The Murchison Widefield Array (MWA) is a low-frequency radio telescope operating between 80 and 300 MHz. It is located at the Murchison Radio-astronomy Observatory (MRO) in Western Australia, the planned site of the future Square Kilometre Array (SKA) low-band telescope, and is one of three telescopes designated as a Precursor for the SKA. Science operations began in mid-2013 and since then, over 16 PB of raw visibility data has been collected and archived (of which over 9 PB is available to the public). The MWA data archive is not easily accessible to researchers in the general public, as they require access to proprietary tools and knowledge to download, convert and process the data, which is only obtained through project membership.
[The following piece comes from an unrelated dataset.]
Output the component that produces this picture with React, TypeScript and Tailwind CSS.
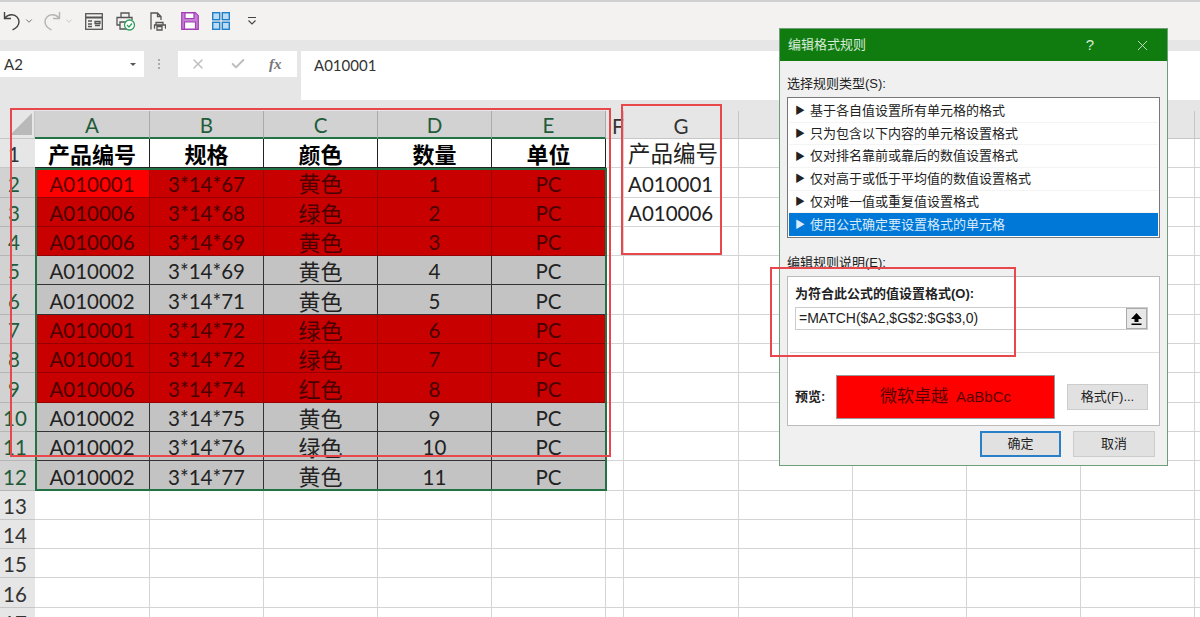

The All-Sky Virtual Observatory (ASVO) aims to provide access to data from various astronomical facilities via a common data access mechanism using International Virtual Observatory Alliance (IVOA) compliant services. The MWA-ASVO Pilot project is being developed and will form the fourth ASVO node (alongside Skymapper, TAO and AAO). In this presentation, we discuss the rationale, status, design and development of the project, including ways in which this project will reduce the barriers faced by astronomers when accessing MWA data. We will also discuss the design goals for the node in potential future projects beyond the pilot.

James Dempsey and Minh Huynh

CSIRO ASKAP Science Data Archive

SKAP is an array of 36 radio antennas, located at the Murchison Radio Observatory, in Western Australia. Equipped with innovative phased array feed receivers, ASKAP has an extremely wide field-of-view and will carry out sensitive large-scale surveys of the Southern Sky.

The CSIRO ASKAP Science Data Archive (CASDA) will be the primary means by which astronomers interact with ASKAP data products. In full operations, CASDA will archive and manage around 5 PB of data each year.

In this talk I will show how to get quick access to specific data products via the user interface. I will also show how to use the Virtual Observatory (VO) services for access to larger volumes of data and for regular queries such as the latest survey data.